Con la recente uscita sul terzo volume della Don Rosa Library "de noaNtri", finalmente ho potuto leggere (e discretamente apprezzare) questo sequel che da tempo mi incuriosiva.
Vorrei quindi condividere con tutti gli interessati alcuni considerazioni personali che, per forza di cosa, non troverebbro spazio all'interno della recensione.
Parto dalla questione principale, la storia mi è piaciuta? Certamente la risposta è positiva, tuttavia devo ammettere che forse ha in parte deluso le mie aspettative...
Trattandosi di un sequel è inevitabile operare dei confronti con la storia d'ispirazione, e personalmente non trovo nulla di male nel farlo: se un autore ha scritto una storia partendo da un'altra e dandovi un seguito, io semplice lettore posso anche confrontare le due "parti" per farmi un'idea di massima.
Bene, ricordando la storia barksiana noto che "Paperino e il mistero degli Incas" presenta alcuni elementi caratteristici che ne accompagnano lo svolgimento, dall'inizio alla fine.
Il primo di questi, ironico quanto si vuole, è costituito dalle... uova: dalle battute iniziali al viaggio in nave, dai tentativi di truffare Paperino con uova false al mono-menù dei Testaquadra fino al finale a Paperopoli, tutta la storia puzza è intrisa di uova. Queste costituiscono un forte elemento comico che svolge un ruolo non secondario nel reggere la trama. Nella storia del ritorno, invece, questo elemento specifico manca (e fin qui ok, la cosa sarebbe risultata troppo ripetitiva), però manca anche un qualunque succedaneo: c'è solo lo scopo che muove i protagonsiti (lo sfruttamento delle uova quadre), eppure non ha la stessa forza ne lo stesso impatto comico.
Il secondo elemento è quello del viaggio: lo spostamento, la ricerca, caratterizzano non solo la parte iniziale con il trasferimento via nave, ma anche quella centrale dove i paperi si perdono nelle Ande alla ricerca delle fantomatiche uova. Quindi il lettore quasi "partecipa" con i protagonisti in questa strana caccia, e le tavole di Barks trasmettono sensazioni molto vivide, in particolar modo nella parte che va dallo sbarco al ritrovamento della città perduta (ma il tema è presente anche nel finale dove fondamentale si rivela la presenza della bussola). In Don rosa questo è si presente, ma più annacquato: le tavole dedicate sono in numero inferiore, e comunque manca - per ovvi motivi - il senso di "mistero" che accompagna la ricerca nella storia barksiana.

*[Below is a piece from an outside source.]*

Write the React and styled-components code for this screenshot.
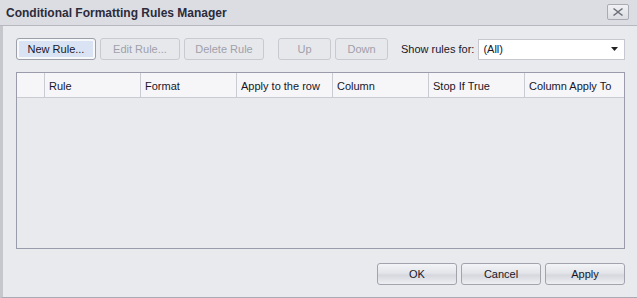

Il terzo elemento è quello della sorpresa: in Barks l'impatto con il popolo che abita Testaquadra è notevole, i paperi sono parecchio impressionati dai locali per la stranezza del loro mondo e dei loro usi. Chiaramente tutto ciò non può valere nel sequel, dove i protagonisiti sanno bene cosa li aspetta; di conseguenza, Don Rosa cerca di "compensare" enfatizzando molto l'aspetto della condizionabilità degli indigeni, che in un primo momento vengono ritratti come emuli di Paperino e successivamente dello stesso Paperone/Cuordipietra (come archetipo i due non differiscono poi tanto, specie ad una prima occhiata). La scelta di Don Rosa certamente permette di recuperare l'elemento-sorpresa, però risulta (a mio avviso) un tantino esagerata.
In Barks gli indigeni si limitano a parlare con un dialetto del sud appreso dal prof. Sentimento Cuorcontento: nulla di strano, è il primo (e unico) americano che incontrano, è chiaro che essi non possano che imparare l'inglese proprio come lo parla lui, con le sue inflessioni ed il suo accento; per il resto, tuttavia, mantengono le proprie usanze ed abitudini, quindi non è che li si possa definire particolarmente suggestionabili.
Nella versione donrosiana, invece, questo elemento risulta molto accentuato, tanto è vero che non solo hanno adottato il modo di parlare di Paperino (cosa non proprio inevitabile, dato che la lingua ormai la conoscevano) ma li si vede tutti passeggiare con degli abiti chiaramente ispirati alla sua blusa; e successivamente decidono di "imitare" ZP e CdP arrivando al punto di edificare una specie di Depo$ito.
Ecco, queste differenze (probabilmente non le uniche) che ho provato ad accennare segnano la diversità tra le due storie: la prima più lenta nel ritmo, più interiore se vogliamo, la seconda più rapida e movimentata; ma anche la comicità cambia, rispecchiando gli stili dei rispettivi autori.
Insomma, si tratta di due storie diverse tra loro, molto più di quanto trait d'union che le accomuna non lasci intuire.